Back on the interstate, I reach the town of Shoshoni, crossroads for Thermopolis Hot Springs and points north, as well as the road west to Yellowstone. It's also the home of Yellowstone Drug Store, boasting "the best malts and shakes in the state" since 1909. Road-weary travelers congregate here and choose from more than 50 flavors of ice cream.
Turning south, the road passes through ranching communities and larger towns. At Lander the lure of coffee houses and bookstores along the main street provokes an unplanned stop. Fortified by latte, I chat with several locals at an espresso bar. "Watch out for elk on your way up the pass," one of them tells me. "You run into one of them and it's hard to say who'll be in worse shape, the elk or your car."
South of Lander the road climbs into the Wind River Range. Pine and aspen cling to the steep hillsides. At the top of South Pass I rejoin the Emigrant Trail, more than 100 miles after leaving it in Casper.
Here at 7,660 feet, a monotone sea of knee-high sagebrush spreads for miles in all directions. Crows chase across an empty sky. A small roadside monument marks the area where emigrants crossed the Continental Divide and passed into Oregon Country.
Beyond the stone marker, shallow ruts from wagon wheels fade into the distance and disappear in the scrub desert. Travelers' spirits must have risen at this point. Their journey was two-thirds complete.
The lure of wild horses pulls me south to Rock Springs and Sweetwater County, home to 3,000 of the state's 5,000 feral horses. They are descendents of domestic animals that escaped from emigrants, cavalry and Native Americans a century ago.

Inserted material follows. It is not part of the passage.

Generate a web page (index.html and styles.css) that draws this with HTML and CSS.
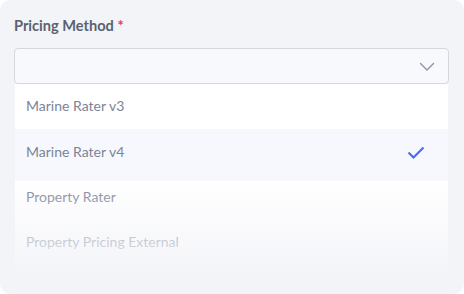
FILE: index.html
```html
<!DOCTYPE html>
<html lang="en">
<head>
<meta charset="utf-8">
<link rel="stylesheet" href="styles.css">
</head>
<body>
<div class="card">
  <div class="label">Pricing Method <span class="req">*</span></div>
  <div class="select">
    <svg class="chev" width="16" height="10" viewBox="0 0 16 10"><path d="M1.5 1.5 L8 8 L14.5 1.5" fill="none" stroke="#8a93a3" stroke-width="1.4" stroke-linecap="round" stroke-linejoin="round"/></svg>
  </div>
  <div class="list">
    <div class="item">Marine Rater v3</div>
    <div class="item active">Marine Rater v4
      <svg class="check" width="18" height="14" viewBox="0 0 18 14"><path d="M1.5 6.5 L6.5 11.5 L16.5 1.5" fill="none" stroke="#4a6cf6" stroke-width="2.2" stroke-linejoin="miter"/></svg>
    </div>
    <div class="item">Property Rater</div>
    <div class="item">Property Pricing External</div>
    <div class="fade"></div>
  </div>
</div>
</body>
</html>
```
FILE: styles.css
```css
html, body { margin: 0; padding: 0; background: #ffffff; }
body { width: 464px; height: 294px; overflow: hidden; font-family: "Lato", "Noto Sans", sans-serif; }
.card {
  box-sizing: border-box;
  width: 464px; height: 294px;
  background: #f3f4f8;
  border-radius: 10px;
  padding: 16px 15px 0 14px;
}
.label {
  font-size: 14.6px; line-height: 20px; font-weight: 700;
  color: #5a6271;
  margin-bottom: 12px;
}
.req { color: #e8336b; }
.select {
  box-sizing: border-box;
  height: 36px;
  background: #f8f9fd;
  border: 1px solid #d4d7de;
  border-radius: 4px;
  display: flex; align-items: center; justify-content: flex-end;
  padding-right: 13px;
}
.chev { display: block; margin-top: 1px; }
.list {
  position: relative;
  margin: 0 1px 0 1px;
  height: 193px;
  background: #ffffff;
}
.item {
  box-sizing: border-box;
  height: 45.33px;
  padding: 13px 11px 0 11px;
  font-size: 14px; line-height: 18px;
  color: #7b8497;
  display: flex; align-items: flex-start; justify-content: space-between;
}
.item.active {
  background: #f7f8fe;
  height: 52px;
  margin-bottom: -6.67px;
  padding-top: 14px;
}
.check { display: block; margin-top: 3px; margin-right: 12px; }
.fade {
  position: absolute; left: 0; right: 0; bottom: 0; height: 100px;
  background: linear-gradient(to bottom, rgba(243,244,248,0) 0%, rgba(243,244,248,0.6) 60%, rgba(243,244,248,0.97) 100%);
  pointer-events: none;
}
```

Countless herds now roam the region's plateaus and ravines.Just north of Rock Springs, Pilot Butte rises sharply from the surrounding high desert. It's the site of the Wild Horse Scenic Loop, a 23-mile self-guided drive where visitors can view horses from their car. The tourist office has directed me here with the assurance that I'll have a "98% chance" of seeing at least a few.
The road climbs the plateau's backside and snakes across the flat tabletop. Jackrabbits bound away as my car approaches. Several sage grouse, called "bombers" by the locals, flush from the bushes and fly off. In the clear air, I can see 100 miles southwest to the distant Uinta Mountain Range.
Around a bend, a small herd of wild horses appears on a nearby rise. A brown and white paint, the dominant male, stands guard over three chestnut mares and two leggy colts. Nearby, a bay stallion with bite marks on his back eyes the herd, challenging the authority of the paint.
The herd leader is edgy, watching the bay and standing erect whenever he comes too close to the harem. Finally, his tolerance exhausted, the paint charges and drives the smaller horse away. Dust settles, and peace returns to the herd.
Like the wagon wheel ruts and fading names immortalized in rock, the wild horses endure, untamed remnants of the old American West.
Eric Lindberg is a freelancer writer and photographer based in Lakewood, Colorado.